FOR eight days in the middle of this month, forest fires raged in the pine forests of Kabayan, Benguet.
The Department of Environment and Natural Resources (DENR) reported extensive damage to the natural pine forests as well as to forest plantations that had been established under the Expanded National Greening Program.
Destroyed in the natural forests were 452 hectares with nearly 5,000 young trees. In the plantations, over 160,000 trees in 191 hectares were destroyed. Total damage was estimated at P1.5 million. The Bureau of Fire Protection said the fires may have started at a site where cows are maintained, but there was no definite finding of what caused the fires.
The Benguet fires are small ones compared to the ones that have hit California in the United States and in the southeastern areas of Australia.

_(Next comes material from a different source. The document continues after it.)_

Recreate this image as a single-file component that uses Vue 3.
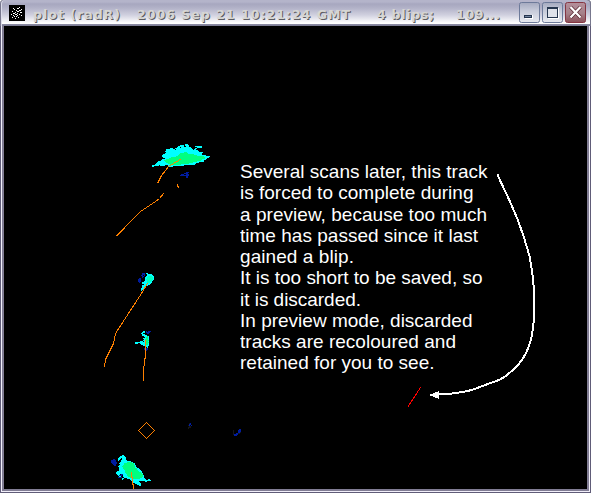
<script setup>
const lines = [
  ['Several scans later, this track', 247.5],
  ['is forced to complete during', 233.5],
  ['a preview, because too much', 247],
  ['time has passed since it last', 238],
  ['gained a blip.', 114],
  ['It is too short to be saved, so', 242.5],
  ['it is discarded.', 121],
  ['In preview mode, discarded', 232.5],
  ['tracks are recoloured and', 216],
  ['retained for you to see.', 194.5],
]
const title = [
  ['plot (radR)', 33, 87],
  ['2006 Sep 21 10:21:24 GMT', 137, 213],
  ['4 blips;', 377, 57],
  ['109...', 456, 44],
]

// Each run is [y, first x, last x] of one scan line of an echo.
const runs = (list) => list.map(([y, a, b]) => `M${a} ${y}.5h${b - a + 1}`).join('')

const cyan = runs([
  [144, 185, 187], [145, 180, 183], [145, 185, 188], [146, 178, 183], [146, 186, 188], [146, 195, 201],
  [147, 177, 179], [147, 181, 190], [147, 197, 201], [148, 170, 172], [148, 175, 191], [148, 195, 196],
  [149, 166, 174], [149, 176, 192], [149, 194, 195], [150, 166, 197], [151, 165, 198], [152, 166, 202],
  [153, 165, 201], [154, 163, 201], [155, 162, 205], [156, 162, 209], [157, 163, 208], [158, 165, 206],
  [159, 162, 205], [160, 161, 203], [161, 158, 203], [162, 157, 198], [163, 156, 195], [164, 155, 194],
  [165, 152, 158], [165, 160, 164], [165, 168, 183], [166, 152, 153], [166, 169, 172],

  [273, 146, 147], [274, 147, 151], [275, 147, 152], [276, 146, 153], [277, 145, 153], [278, 145, 153],
  [279, 145, 153], [280, 145, 152], [281, 144, 151], [282, 142, 151], [283, 142, 150], [284, 144, 149],
  [285, 142, 147], [286, 142, 144], [287, 142, 143], [288, 141, 143], [289, 141, 142], [290, 141, 141],
  [331, 143, 144], [332, 142, 144], [333, 141, 142], [334, 142, 144], [335, 142, 146], [336, 144, 148],
  [337, 145, 148], [338, 143, 148], [339, 144, 148], [340, 143, 148], [341, 140, 142], [341, 144, 148],
  [342, 135, 148], [343, 135, 137], [343, 140, 148], [344, 141, 148], [345, 143, 148], [346, 145, 147],
  [347, 147, 147],

  [455, 122, 123], [456, 120, 124], [457, 119, 125], [458, 118, 120], [458, 122, 125], [459, 118, 119],
  [459, 122, 125], [460, 118, 118], [460, 121, 126], [461, 121, 130], [462, 120, 132], [463, 119, 134],
  [464, 120, 134], [465, 119, 135], [466, 118, 135], [467, 119, 136], [468, 119, 138], [469, 119, 139],
  [470, 119, 140], [471, 117, 141], [472, 116, 141], [473, 116, 142], [474, 117, 119], [474, 122, 142],
  [475, 118, 119], [475, 123, 143], [476, 119, 120], [476, 123, 143], [477, 120, 121], [477, 124, 143],
  [478, 122, 123], [478, 127, 144], [479, 122, 122], [479, 130, 145], [479, 148, 149], [480, 131, 150],
  [481, 132, 138], [481, 145, 146], [482, 133, 139], [483, 135, 140], [484, 137, 140], [485, 139, 140],
])
const green = runs([
  [152, 184, 186], [153, 180, 187], [154, 179, 193], [155, 178, 196], [156, 176, 203], [157, 171, 204],
  [158, 169, 204], [159, 166, 201], [160, 164, 200], [161, 165, 196], [162, 166, 192], [163, 168, 188],
  [164, 170, 180],
  [336, 147, 147], [337, 146, 147], [338, 146, 147], [339, 145, 147], [340, 145, 148], [341, 145, 147],
  [342, 145, 148], [343, 145, 147], [344, 146, 147],
  [462, 127, 131], [463, 124, 133], [464, 124, 133], [465, 123, 134], [466, 122, 134], [467, 123, 134],
  [468, 123, 136], [469, 124, 136], [470, 125, 137], [471, 125, 138], [472, 125, 140], [473, 126, 141],
  [474, 127, 142], [475, 127, 142], [476, 128, 142], [477, 130, 141], [478, 133, 139],
])
const mint = runs([
  [276, 148, 151], [277, 147, 152], [278, 147, 152], [279, 146, 152], [280, 147, 151], [281, 147, 150],
  [282, 147, 149],
])
const blue = runs([
  [172, 186, 188], [173, 184, 187], [174, 181, 183], [174, 186, 188], [175, 180, 188], [176, 186, 187],
  [177, 186, 187],
  [273, 142, 144], [274, 142, 144], [275, 141, 142], [275, 144, 144], [276, 142, 143], [277, 142, 142],
  [278, 139, 140], [279, 138, 140], [280, 138, 140], [281, 138, 140], [282, 139, 139],
  [331, 146, 146], [331, 148, 150], [332, 146, 149], [333, 147, 148],
  [348, 144, 147], [349, 144, 147], [350, 145, 146],
  [459, 113, 114], [460, 111, 115], [461, 111, 115], [462, 111, 116], [463, 112, 116], [464, 113, 115],
  [465, 114, 115], [474, 121, 122], [475, 119, 121], [477, 118, 121],
  [423, 190, 190], [424, 189, 190], [425, 189, 189], [425, 191, 191],
  [429, 239, 240], [430, 238, 240], [431, 238, 240], [432, 238, 239], [433, 236, 237], [434, 234, 237],
  [435, 234, 236],
])
const faint = runs([
  [423, 189, 189], [425, 188, 188], [426, 189, 190], [427, 188, 190], [428, 188, 188],
  [430, 233, 233], [431, 233, 233], [432, 233, 233], [433, 233, 233], [434, 233, 233],
  [432, 240, 240], [433, 238, 239],
])
</script>

<template>
  <div class="window">
    <header class="titlebar">
      <svg class="bar" width="591" height="26" viewBox="0 0 591 26">
        <g shape-rendering="crispEdges">
          <rect x="9" y="5" width="16" height="16" fill="#000" />
          <path
            d="M19 7h1M13 8h1M17 8h2M14 9h1M21 9h1M16 10h1M19 10h2M12 11h1M17 11h2M15 12h1M20 12h2M13 13h2M17 13h1M11 14h1M15 14h2M19 14h1M13 15h1M17 15h1M21 15h1M14 16h1M16 16h1M12 17h1M18 17h1M15 18h1"
            transform="translate(0 .5)" stroke="#fff" />
        </g>
        <g class="title">
          <text v-for="t in title" :key="t[0]" :x="t[1]" y="19" :textLength="t[2]">{{ t[0] }}</text>
        </g>
        <defs>
          <linearGradient id="btn" x1="0" y1="0" x2="0" y2="1">
            <stop offset="0" stop-color="#a4a9bf" />
            <stop offset=".4" stop-color="#c6cad9" />
            <stop offset="1" stop-color="#e8eaf0" />
          </linearGradient>
          <linearGradient id="close" x1="0" y1="0" x2="0" y2="1">
            <stop offset="0" stop-color="#b48f9b" />
            <stop offset=".55" stop-color="#a58089" />
            <stop offset="1" stop-color="#8c5059" />
          </linearGradient>
        </defs>
        <rect x="519.5" y="2.5" width="20" height="20" rx="2" fill="url(#btn)" stroke="#6d7a9a" />
        <rect x="542.5" y="2.5" width="20" height="20" rx="2" fill="url(#btn)" stroke="#6d7a9a" />
        <rect x="565.5" y="2.5" width="20" height="20" rx="2" fill="url(#close)" stroke="#853542" />
        <rect x="525" y="15" width="8" height="4" fill="#fff" />
        <rect x="524" y="15" width="8" height="3" fill="#26364f" />
        <rect x="525" y="16" width="6" height="1" fill="#7385a0" />
        <rect x="548.5" y="8.5" width="10" height="10" fill="none" stroke="#fff" />
        <rect x="547.5" y="7.5" width="10" height="10" fill="#dfe2ea" stroke="#26364f" />
        <path d="M547 8h11" stroke="#26364f" stroke-width="2" />
        <path d="M570.5 7l10 10.5M580.5 7l-10 10.5" stroke="#54222c" stroke-width="3.6" />
        <path d="M570.5 7l10 10.5M580.5 7l-10 10.5" stroke="#fff" stroke-width="2.3" />
      </svg>
    </header>

    <main class="plot">
      <svg class="radar" width="583" height="463" viewBox="4 26 583 463" shape-rendering="crispEdges">
        <path :d="cyan" stroke="#00ffff" />
        <path :d="green" stroke="#00ff80" />
        <path :d="mint" stroke="#00ffc0" />
        <path :d="blue" stroke="#001ca0" />
        <path :d="faint" stroke="#15161b" />
        <g fill="none" stroke="#ff8000">
          <path d="M181.5 158.500l-3 2l-5 3l-5 3l-3 4l-4 5l-2 4l-2 4" />
          <path d="M177.5 184v3M178.5 186v2" />
          <path d="M163.5 193.5l-4 5l-4 3l-15 10l-24 24.5" />
          <path d="M147.5 283.5l-3 5l-5 8l-24 37l-2 10l-6 12l-2 4l-1 8" />
          <path d="M145.5 340v17l-1 3v4l-1 4v13" />
          <path d="M146.5 422.5l8 8l-8 8l-8-8z" />
          <path d="M131.5 472v4l1 3v5l1 1v4" />
        </g>
        <path d="M420.5 387.5l-13 20" fill="none" stroke="#ff0000" />
        <path d="M497.5 174.5C502 186 505 190 507.500 196L517.500 219Q524 236 529.500 256C533.500 275 536 303 533.500 323C532.500 335 530.500 344 526.500 352Q521.500 363 510.500 372Q502 380 492 382.500L472 390Q453 394.500 436 394.500" fill="none" stroke="#fff" stroke-width="2" />
        <path d="M429 395l10-4v8z" fill="#fff" />
      </svg>
      <svg class="note" width="260" height="220" viewBox="0 0 260 220">
        <text v-for="(l, i) in lines" :key="i" x="0" :y="18 + i * 21.25" :textLength="l[1]">{{ l[0] }}</text>
      </svg>
    </main>
  </div>
</template>

<style>
body {
  margin: 0;
  background: #fff;
}
</style>

<style scoped>
.window {
  box-sizing: border-box;
  width: 591px;
  height: 493px;
  background: #000;
  border-radius: 4px 4px 0 0;
  display: flex;
  flex-direction: column;
}
.titlebar {
  height: 26px;
  flex: none;
  box-sizing: border-box;
  border-radius: 4px 4px 0 0;
  background: linear-gradient(#b4b4ca 0, #b4b4ca 2px, #a7a7bf 4px, #b2b2c8 8px, #d0d0df 15px, #fff 23px, #fff 24px, #8e8ea6 24px, #77778f 26px);
  box-shadow: inset 1px 0 #77778d, inset 2px 0 #ddddeb, inset -1px 0 #77778d;
}
.bar {
  display: block;
}
.title {
  font: bold 12.5px "DejaVu Sans", sans-serif;
  fill: #d6d6d3;
  text-shadow: 1px 1px 0 #5c5c62;
}
.plot {
  position: relative;
  box-sizing: border-box;
  height: 467px;
  border-style: solid;
  border-color: #817d94;
  border-width: 0 4px 4px;
}
.plot::before {
  content: "";
  position: absolute;
  inset: 0 -3px -3px;
  border: solid #f2effa;
  border-width: 0 1px 1px;
}
.plot::after {
  content: "";
  position: absolute;
  inset: 0 -4px -4px;
  border: solid #605c78;
  border-width: 0 1px 1px;
}
.radar {
  display: block;
}
.note {
  position: absolute;
  left: 236px;
  top: 134px;
  font: 19px "Liberation Sans", Arial, sans-serif;
  fill: #fff;
}
</style>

For several months in 2018 and 2019, 8,527 fires raged in 766,000 hectares in various parts of southern California, destroying forests along with 22,751 homes and other buildings, at a total cost of $35 billion. The fires in Australia also raged for months in 2019, one of them even threatening the national government center in Canberra after razing over 35,800 hectares of forests and farmlands.
Our Benguet fire was but a small one compared to these huge conflagrations in the US and Australia but they all had a common cause – dry weather related to climate change, plus some accidental spark from a careless camp fire.
We are now at the end of our seasonal “amihan weather” in the Philippines. The cool northeast breezes from the arctic regions in the northeast will soon give way to the warm winds from the Pacific in the east. These next three months make up our annual summer season.
Alerts have already been issued for possible power deficiencies as the heat of summer raises our power consumption. We may also suffer periods of water rationing, as the water level in Angat Dam, our principal source of water in Metro Manila, steadily goes down through many rainless weeks.
The Benguet forest fires are a third summer threat that we must now guard against. We have so few forests left and the ones in Benguet are of particular importance to the people of Luzon, for they make up a major part of the natural greenery that draws the people of the lowlands to Baguio and nearby highlands on weekends.
We thus call on the DENR and all the other agencies concerned with our forests to be on special alert to ensure that our forests are safe this summer. We should, as a matter of fact, be drawing up plans to develop more of these forests to make up for the decades of deforestation in our country.